Mitsubishi Fuso Truck of America, Inc. (MFTA) is a wholly owned subsidiary of Mitsubishi Fuso Truck and Bus Corporation (MFTBC), Kawasaki, Japan, itself a part of Daimler Truck based in Logan Township, New Jersey, United States. MFTA imports and markets Class 3 through Class 5 medium-duty cabover trucks through more than 200 dealer locations in the United States (including Puerto Rico and Guam) and Canada. As of 2019, MFTA imports and markets diesel-powered, gas-powered, and electric trucks. According to the company, more than 100,000 Mitsubishi Fuso standard, 4-wheel-drive and crew cab trucks have been sold in the Canadian and U.S. markets since the company's founding. Applications include beverage, catering, refrigerated and dry cargo delivery, vehicle recovery, towing, pest control, plumbing, light construction and landscaping, overlanding, among others.

Company history
Established in 1985, MFTA signed its first dealer and sold its first truck in the U.S. in 1986. By the end of that year, the company had enlisted 41 dealers and had total retail sales of 89 trucks.

In 1990, the company introduced its FG model 4-wheel-drive cabover into the North American market. The company expanded operations into Canada in 1999, and sold its 60,000th truck in the North American market in 2001. In 2002 MFTA introduced its FE145 Crew Cab model, followed by redesigned FE and FG models in 2004. By 2005, the company had sold 80,000 trucks and added a 5-year powertrain limited warranty covering all of its models.

In September 2009, the company signed its 200th dealer (Washington Auto Carriage, Spokane, WA). Shortly after, with 175 dealers operating in the U.S. and 25 operating in Canada, it signed a new dealership agreement that expanded its reach into Puerto Rico for the first time. On December 30, 2009, the company sold its 100,000th truck in North America to LaVallee's Bakery Distributors, Waltham, MA.

In March 2011, MFTA introduced a new line of Class 3 through Class 5 medium duty commercial trucks to the North American market, designated the Canter FE/FG Series. For the first time, the parent company (MFTBC) applied the name Canter—the model name used throughout the rest of the world—to its line of light medium-duty trucks marketed in the NAFTA region.

MFTA expanded its dealer network again in November 2013, when it signed an agreement with a dealership on the island of Guam.

In March 2014, the company introduced a new Class 3 model, the Fuso Canter FE130, with a gross vehicle weight rating (GVWR) of 13,200 lb., 6% higher than the 12,500 lb.
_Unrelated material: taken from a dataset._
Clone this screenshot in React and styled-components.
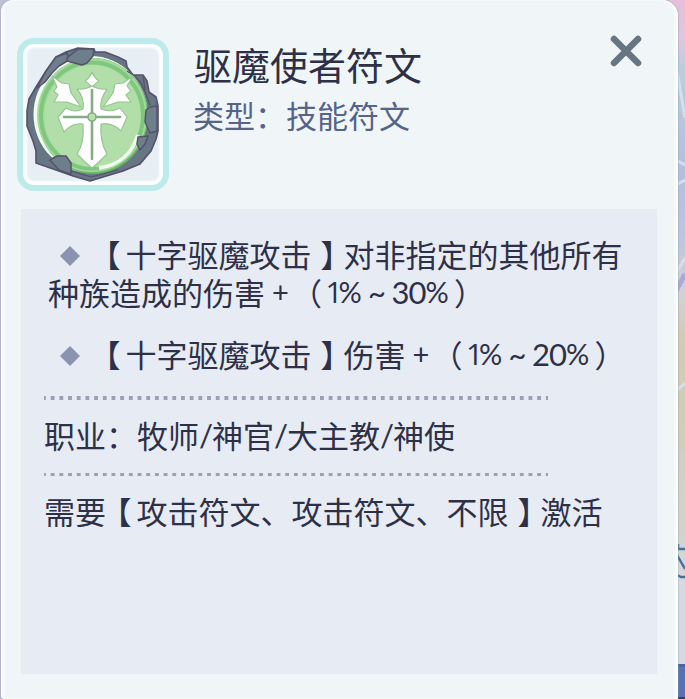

GVWR of the FE125 model it replaced.

Current models
, MFTA offers the following models for sale in the United States, Canada, Puerto Rico and Guam:
Canter FE130 Diesel: Class 3 cabover work truck with GVWR of 13,200 lb.
Canter FE140 Gas: Class 4 cabover work truck with GVWR of 14,500 lb.
Canter FE160 Diesel: Class 4 cabover work truck with GVWR of 15,995 lb.
Canter FE160 Gas: Class 4 cabover work truck with GVWR of 15,995 lb.
Canter FE160CC Diesel: Class 4 cabover work truck with 7-passenger crew cab and GVWR of 15,995 lb.
Canter FE160CC Gas: Class 4 cabover work truck with 7-passenger crew cab and GVWR of 15,995 lb.
Canter FE180 Diesel: Class 5 cabover work truck with GVWR of 17,995 lb.
Canter FE180 Gas: Class 5 cabover work truck with GVWR of 17,995 lb.
Canter FG4X4 Diesel: Class 4 4-wheel-drive cabover work truck with GVWR of 14,050 lb. (discontinued in 2020)
eCanter: Battery electric work truck with GVWR of 15,995 lb.

Engines/transmissions

FE and FG models
Since 2010 or 2012, all Diesel models of the company's Canter FE and FG models use the same basic Fuso 4P10 model 3.0L (183.0 cu.in.) dual overhead cam (DOHC), 4-stroke, water-cooled, turbocharged, intercooled diesel engine with four valves per cylinder. Engine output on all Canter FE/FG Series diesel models, according to the company's published specifications, is 161 HP @ 3500 rpm and 295 lb-ft of torque @ 1600 rpm. 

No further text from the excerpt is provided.